- [WHAT IS ASKED]
Exactly the lines from the line holding "Rebuild this screenshot" to the line holding "border-l-white border-r-black border-b-black';", both lines included, are to be echoed; pictures are not.

____

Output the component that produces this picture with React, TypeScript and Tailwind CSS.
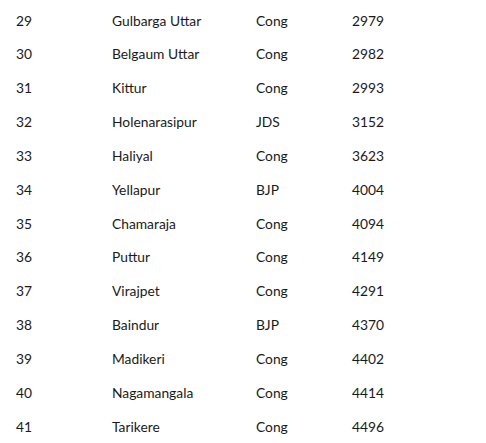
const rows: [string, string, string, string][] = [
  ['29', 'Gulbarga Uttar', 'Cong', '2979'],
  ['30', 'Belgaum Uttar', 'Cong', '2982'],
  ['31', 'Kittur', 'Cong', '2993'],
  ['32', 'Holenarasipur', 'JDS', '3152'],
  ['33', 'Haliyal', 'Cong', '3623'],
  ['34', 'Yellapur', 'BJP', '4004'],
  ['35', 'Chamaraja', 'Cong', '4094'],
  ['36', 'Puttur', 'Cong', '4149'],
  ['37', 'Virajpet', 'Cong', '4291'],
  ['38', 'Baindur', 'BJP', '4370'],
  ['39', 'Madikeri', 'Cong', '4402'],
  ['40', 'Nagamangala', 'Cong', '4414'],
  ['41', 'Tarikere', 'Cong', '4496'],
]

export default function App() {
  return (
    <div className="h-[443px] w-[486px] overflow-hidden bg-white pt-[4px] font-['Lato',sans-serif] text-[13.8px] text-[#1a1a1a]">
      {rows.map(([n, name, party, votes]) => (
        <div key={n} className="flex h-[33.85px] items-center pl-4">
          <span className="w-24">{n}</span>
          <span className="w-36">{name}</span>
          <span className="w-24">{party}</span>
          <span>{votes}</span>
        </div>
      ))}
    </div>
  )
}
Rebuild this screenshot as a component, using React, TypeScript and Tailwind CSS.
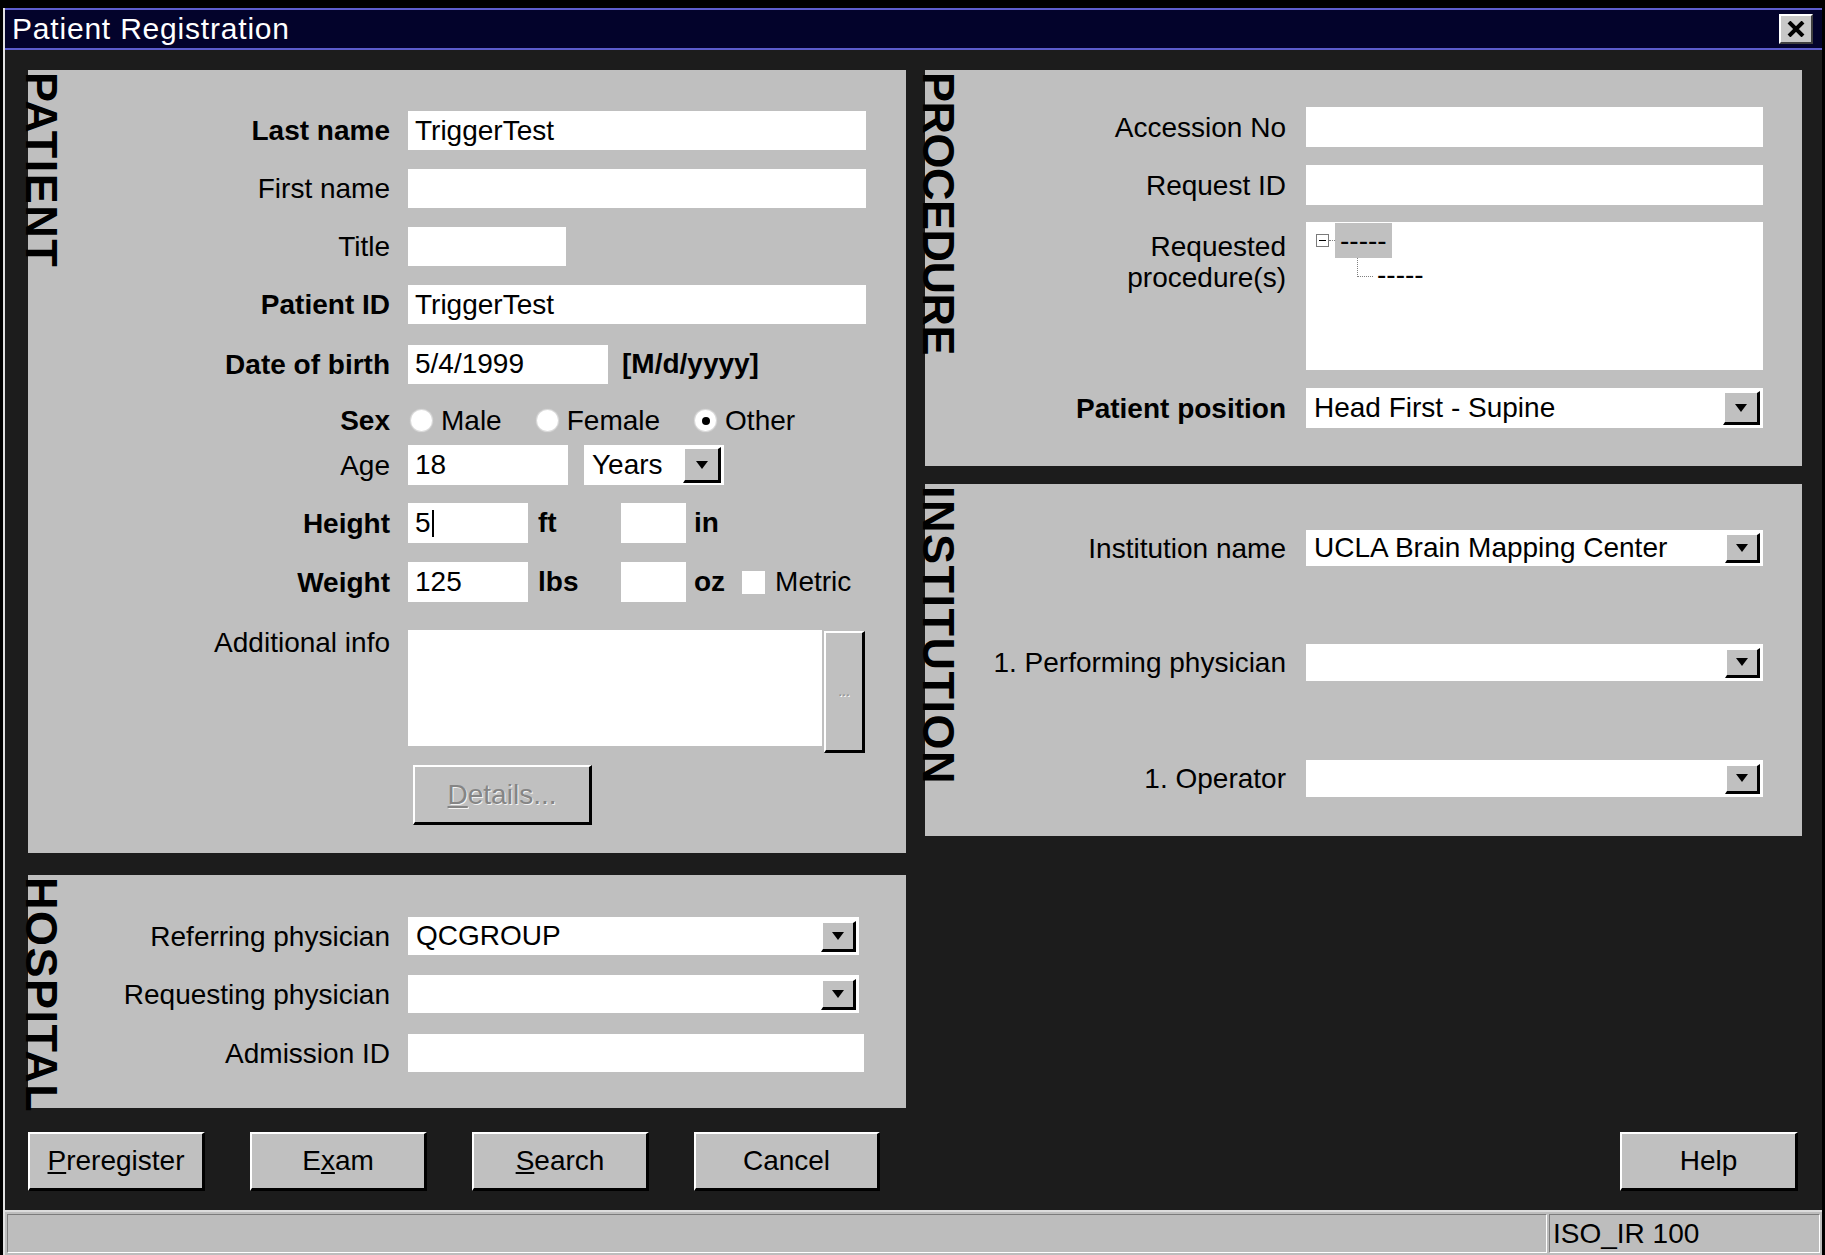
import React from 'react';

const raised =
  'border-t-2 border-l-2 border-r-[3px] border-b-[3px] border-t-white border-l-white border-r-black border-b-black';

const VTitle: React.FC<{ text: string; tight?: boolean }> = ({ text, tight }) => (
  <div className="w-[34px] shrink-0">
    <div
      className={`-ml-[9px] mt-[2px] [writing-mode:vertical-rl] text-[45px] font-bold leading-none text-black whitespace-nowrap ${
        tight ? 'tracking-[-0.5px]' : 'tracking-[1.5px]'
      }`}
    >
      {text}
    </div>
  </div>
);

const Panel: React.FC<{ title: string; tight?: boolean; className: string; children: React.ReactNode }> = ({
  title,
  tight,
  className,
  children,
}) => (
  <div className={`flex bg-[#bfbfbf] ${className}`}>
    <VTitle text={title} tight={tight} />
    <div className="flex-1 flex flex-col">{children}</div>
  </div>
);

const Row: React.FC<{
  label: React.ReactNode;
  bold?: boolean;
  wide?: boolean;
  className?: string;
  start?: boolean;
  children?: React.ReactNode;
}> = ({ label, bold, wide, className = '', start, children }) => (
  <div className={`flex ${start ? 'items-start' : 'items-center'} ${className}`}>
    <div className={`shrink-0 text-right leading-[31px] ${wide ? 'w-[327px]' : 'w-[328px]'} ${bold ? 'font-bold' : ''}`}>
      {label}
    </div>
    <div className={`flex items-center ${wide ? 'ml-[20px]' : 'ml-[18px]'}`}>{children}</div>
  </div>
);

const Box: React.FC<{ className: string; children?: React.ReactNode }> = ({ className, children }) => (
  <div className={`bg-white flex items-center pl-[7px] whitespace-nowrap ${className}`}>{children}</div>
);

const DropBtn: React.FC<{ className: string }> = ({ className }) => (
  <div className={`bg-[#c0c0c0] flex items-center justify-center shrink-0 ${raised} ${className}`}>
    <svg width="12" height="8" viewBox="0 0 12 8">
      <polygon points="0,0 12,0 6,8" fill="#000" />
    </svg>
  </div>
);

const Select: React.FC<{ className: string; value?: string; btn?: string }> = ({ className, value, btn = 'w-[35px] h-[31px]' }) => (
  <div className={`bg-white flex items-center justify-between pl-[8px] pr-[3px] ${className}`}>
    <span className="whitespace-nowrap">{value}</span>
    <DropBtn className={btn} />
  </div>
);

const Radio: React.FC<{ label: string; checked?: boolean }> = ({ label, checked }) => (
  <div className="flex items-center">
    <div className="w-[21px] h-[21px] rounded-full bg-white shadow-[0_0_1px_1px_#dedede] flex items-center justify-center">
      {checked && <div className="w-[8px] h-[8px] rounded-full bg-black" />}
    </div>
    <span className="ml-[9px]">{label}</span>
  </div>
);

const Button: React.FC<{ className: string; children: React.ReactNode }> = ({ className, children }) => (
  <div className={`bg-[#c0c0c0] flex items-center justify-center ${raised} ${className}`}>{children}</div>
);

export default function App() {
  return (
    <div className="w-[1825px] h-[1255px] bg-black pt-[8px] pl-[3px] pr-[3px] flex flex-col overflow-hidden text-[28px] text-black font-['Liberation_Sans',Arial,sans-serif]">
      <div className="flex-1 flex flex-col bg-[#1c1c1c] border-l-2 border-[#e2e2e2]">
        {/* title bar */}
        <div className="h-[42px] shrink-0 bg-[#03032b] border-t-2 border-b-2 border-[#5d5dcc] flex items-center justify-between pl-[7px] pr-[9px]">
          <span className="text-white text-[30px] leading-none tracking-[0.8px]">Patient Registration</span>
          <div className="w-[34px] h-[30px] bg-[#c8c8c8] border-t-2 border-l-2 border-white border-r-2 border-b-2 border-r-[#404040] border-b-[#404040] flex items-center justify-center">
            <svg width="18" height="16" viewBox="0 0 18 16">
              <path d="M2 1 L16 15 M16 1 L2 15" stroke="#000" strokeWidth="4" />
            </svg>
          </div>
        </div>

        {/* body */}
        <div className="flex-1 flex flex-col pl-[23px] pr-[20px] pt-[20px]">
          <div className="flex gap-[19px]">
            {/* left column */}
            <div className="w-[878px] flex flex-col gap-[22px]">
              <Panel title="PATIENT" className="h-[783px]">
                <div className="pt-[41px] flex flex-col">
                  <Row label="Last name" bold>
                    <Box className="w-[458px] h-[39px]">TriggerTest</Box>
                  </Row>
                  <Row label="First name" className="mt-[19px]">
                    <Box className="w-[458px] h-[39px]" />
                  </Row>
                  <Row label="Title" className="mt-[19px]">
                    <Box className="w-[158px] h-[39px]" />
                  </Row>
                  <Row label="Patient ID" bold className="mt-[19px]">
                    <Box className="w-[458px] h-[39px]">TriggerTest</Box>
                  </Row>
                  <Row label="Date of birth" bold className="mt-[19px]">
                    <Box className="w-[200px] h-[39px]">5/4/1999</Box>
                    <span className="ml-[14px] font-bold">[M/d/yyyy]</span>
                  </Row>
                  <Row label="Sex" bold className="mt-[16px] h-[39px]">
                    <div className="flex items-center gap-[35px] ml-[3px]">
                      <Radio label="Male" />
                      <Radio label="Female" />
                      <Radio label="Other" checked />
                    </div>
                  </Row>
                  <Row label="Age" className="mt-[5px]">
                    <Box className="w-[160px] h-[40px]">18</Box>
                    <Select className="w-[140px] h-[40px] ml-[16px]" value="Years" btn="w-[38px] h-[36px]" />
                  </Row>
                  <Row label="Height" bold className="mt-[17px]">
                    <Box className="w-[120px] h-[40px]">
                      5<span className="w-[2px] h-[27px] bg-black ml-[1px]" />
                    </Box>
                    <span className="w-[93px] pl-[10px] font-bold">ft</span>
                    <Box className="w-[65px] h-[40px]" />
                    <span className="pl-[8px] font-bold">in</span>
                  </Row>
                  <Row label="Weight" bold className="mt-[17px]">
                    <Box className="w-[120px] h-[40px]">125</Box>
                    <span className="w-[93px] pl-[10px] font-bold">lbs</span>
                    <Box className="w-[65px] h-[40px]" />
                    <span className="pl-[8px] font-bold">oz</span>
                    <div className="ml-[17px] w-[23px] h-[23px] bg-white" />
                    <span className="ml-[10px]">Metric</span>
                  </Row>
                  <Row label={<div className="-mt-[3px]">Additional info</div>} start className="mt-[27px]">
                    <div className="flex items-start">
                      <div className="w-[414px] h-[116px] bg-white" />
                      <div className={`ml-[2px] mt-[1px] w-[41px] h-[122px] bg-[#c0c0c0] flex items-center justify-center text-[14px] text-[#8a8a8a] [text-shadow:1px_1px_0_#fff] ${raised}`}>
                        ...
                      </div>
                    </div>
                  </Row>
                  <div className="mt-[12px] ml-[351px]">
                    <Button className="w-[179px] h-[60px]">
                      <span className="text-[#858585] [text-shadow:1px_1px_0_#f4f4f4]">
                        <span className="underline">D</span>etails...
                      </span>
                    </Button>
                  </div>
                </div>
              </Panel>

              <Panel title="HOSPITAL" className="h-[233px]">
                <div className="pt-[42px] flex flex-col">
                  <Row label="Referring physician">
                    <Select className="w-[451px] h-[38px]" value="QCGROUP" />
                  </Row>
                  <Row label="Requesting physician" className="mt-[20px]">
                    <Select className="w-[451px] h-[38px]" />
                  </Row>
                  <Row label="Admission ID" className="mt-[21px]">
                    <Box className="w-[456px] h-[38px]" />
                  </Row>
                </div>
              </Panel>
            </div>

            {/* right column */}
            <div className="w-[877px] flex flex-col gap-[18px]">
              <Panel title="PROCEDURE" tight className="h-[396px]">
                <div className="pt-[37px] flex flex-col">
                  <Row label="Accession No" wide>
                    <Box className="w-[457px] h-[40px]" />
                  </Row>
                  <Row label="Request ID" wide className="mt-[18px]">
                    <Box className="w-[457px] h-[40px]" />
                  </Row>
                  <Row
                    label={
                      <div className="pt-[9px]">
                        Requested
                        <br />
                        procedure(s)
                      </div>
                    }
                    wide
                    start
                    className="mt-[17px]"
                  >
                    <div className="w-[457px] h-[148px] bg-white flex flex-col pt-[1px]">
                      <div className="flex items-center ml-[10px]">
                        <div className="w-[13px] h-[13px] border border-[#7a7a7a] bg-white flex items-center justify-center">
                          <div className="w-[7px] h-[1px] bg-black" />
                        </div>
                        <div className="w-[6px] border-t border-dotted border-[#808080]" />
                        <div className="h-[35px] bg-[#c0c0c0] px-[5px] flex items-center leading-none">-----</div>
                      </div>
                      <div className="flex items-end ml-[51px]">
                        <div className="w-[16px] h-[19px] border-l border-b border-dotted border-[#808080]" />
                        <span className="ml-[4px] leading-[28px] -mb-[12px]">-----</span>
                      </div>
                    </div>
                  </Row>
                  <Row label="Patient position" bold wide className="mt-[18px]">
                    <Select className="w-[457px] h-[40px]" value="Head First - Supine" btn="w-[37px] h-[34px]" />
                  </Row>
                </div>
              </Panel>

              <Panel title="INSTITUTION" className="h-[352px]">
                <div className="pt-[46px] flex flex-col">
                  <Row label="Institution name" wide>
                    <Select className="w-[457px] h-[36px]" value="UCLA Brain Mapping Center" btn="w-[35px] h-[30px]" />
                  </Row>
                  <Row label="1. Performing physician" wide className="mt-[78px]">
                    <Select className="w-[457px] h-[37px]" btn="w-[35px] h-[30px]" />
                  </Row>
                  <Row label="1. Operator" wide className="mt-[79px]">
                    <Select className="w-[457px] h-[37px]" btn="w-[35px] h-[30px]" />
                  </Row>
                </div>
              </Panel>
            </div>
          </div>

          {/* buttons */}
          <div className="mt-[24px] h-[59px] flex items-stretch justify-between pr-[4px]">
            <div className="flex gap-[45px]">
              <Button className="w-[177px]">
                <span>
                  <span className="underline">P</span>reregister
                </span>
              </Button>
              <Button className="w-[177px]">
                <span>
                  E<span className="underline">x</span>am
                </span>
              </Button>
              <Button className="w-[177px]">
                <span>
                  <span className="underline">S</span>earch
                </span>
              </Button>
              <Button className="w-[186px]">Cancel</Button>
            </div>
            <Button className="w-[178px]">Help</Button>
          </div>
        </div>

        {/* status bar */}
        <div className="h-[45px] shrink-0 bg-[#bdbdbd] border-t-2 border-[#dcdcdc] flex p-[2px] gap-[2px]">
          <div className="flex-1 border border-t-[#7c7c7c] border-l-[#7c7c7c] border-b-white border-r-white" />
          <div className="w-[271px] border border-t-[#7c7c7c] border-l-[#7c7c7c] border-b-white border-r-white flex items-center pl-[3px] leading-none">
            ISO_IR 100
          </div>
        </div>
      </div>
    </div>
  );
}
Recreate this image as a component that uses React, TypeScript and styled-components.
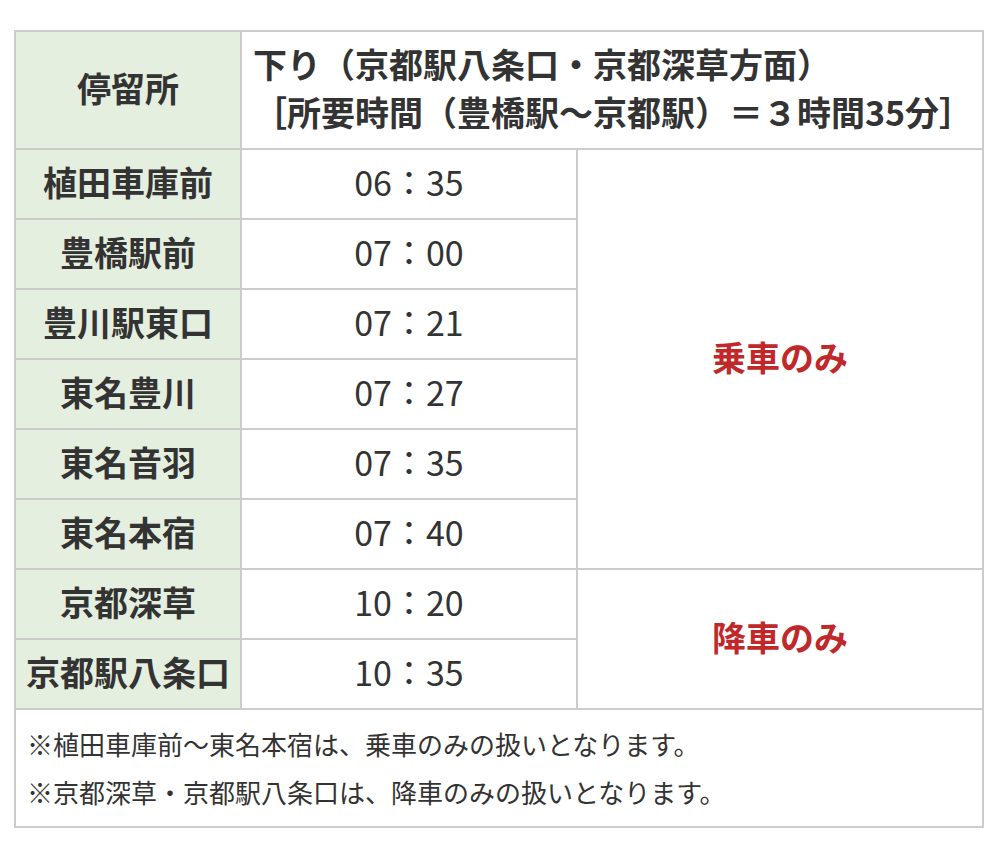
import React from "react";
import styled, { createGlobalStyle } from "styled-components";

const GlobalStyle = createGlobalStyle`
  html, body {
    margin: 0;
    padding: 0;
    background: #ffffff;
  }
  body {
    font-family: "Noto Sans CJK JP", "Noto Sans", sans-serif;
    color: #333333;
  }
`;

const Page = styled.div`
  padding: 30px 14px 16px 14px;
`;

const Table = styled.table`
  width: 970px;
  border-collapse: collapse;
  table-layout: fixed;
  border: 2px solid #cccccc;
  font-family: "Noto Sans CJK JP", sans-serif;
`;

const Cell = styled.td`
  border: 2px solid #cccccc;
  padding: 8px 11px 12px 11px;
  line-height: 48px;
  font-size: 34px;
  color: #333333;
  vertical-align: middle;
`;

const StopCell = styled(Cell)`
  background: #e5efdf;
  font-weight: 700;
  text-align: center;
  white-space: nowrap;
  padding-left: 4px;
  padding-right: 4px;
`;

const DirectionCell = styled(Cell)`
  font-weight: 700;
  text-align: left;
`;

const TimeCell = styled(Cell)`
  font-weight: 400;
  text-align: center;
`;

const NoteCell = styled(Cell)`
  font-weight: 700;
  text-align: center;
  color: #c0282a;
`;

const FootCell = styled(Cell)`
  font-size: 26px;
  font-weight: 400;
  text-align: left;
  padding: 10px 11px;
`;

type Row = { stop: string; time: string };

const rows: Row[] = [
  { stop: "植田車庫前", time: "06：35" },
  { stop: "豊橋駅前", time: "07：00" },
  { stop: "豊川駅東口", time: "07：21" },
  { stop: "東名豊川", time: "07：27" },
  { stop: "東名音羽", time: "07：35" },
  { stop: "東名本宿", time: "07：40" },
  { stop: "京都深草", time: "10：20" },
  { stop: "京都駅八条口", time: "10：35" },
];

export default function App() {
  return (
    <Page>
      <GlobalStyle />
      <Table>
        <colgroup>
          <col style={{ width: 226 }} />
          <col style={{ width: 336 }} />
          <col />
        </colgroup>
        <tbody>
          <tr>
            <StopCell as="th">停留所</StopCell>
            <DirectionCell as="th" colSpan={2}>
              下り（京都駅八条口・京都深草方面）
              <br />
              ［所要時間（豊橋駅～京都駅）＝３時間35分］
            </DirectionCell>
          </tr>
          {rows.map((r, i) => (
            <tr key={r.stop}>
              <StopCell as="th">{r.stop}</StopCell>
              <TimeCell>{r.time}</TimeCell>
              {i === 0 && <NoteCell rowSpan={6}>乗車のみ</NoteCell>}
              {i === 6 && <NoteCell rowSpan={2}>降車のみ</NoteCell>}
            </tr>
          ))}
          <tr>
            <FootCell colSpan={3}>
              ※植田車庫前～東名本宿は、乗車のみの扱いとなります。
              <br />
              ※京都深草・京都駅八条口は、降車のみの扱いとなります。
            </FootCell>
          </tr>
        </tbody>
      </Table>
    </Page>
  );
}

____

- [OUTPUT OF THE TASK]
Rebuild this screenshot as a component, using React, TypeScript and Tailwind CSS.
import React from 'react';

const raised =
  'border-t-2 border-l-2 border-r-[3px] border-b-[3px] border-t-white border-l-white border-r-black border-b-black';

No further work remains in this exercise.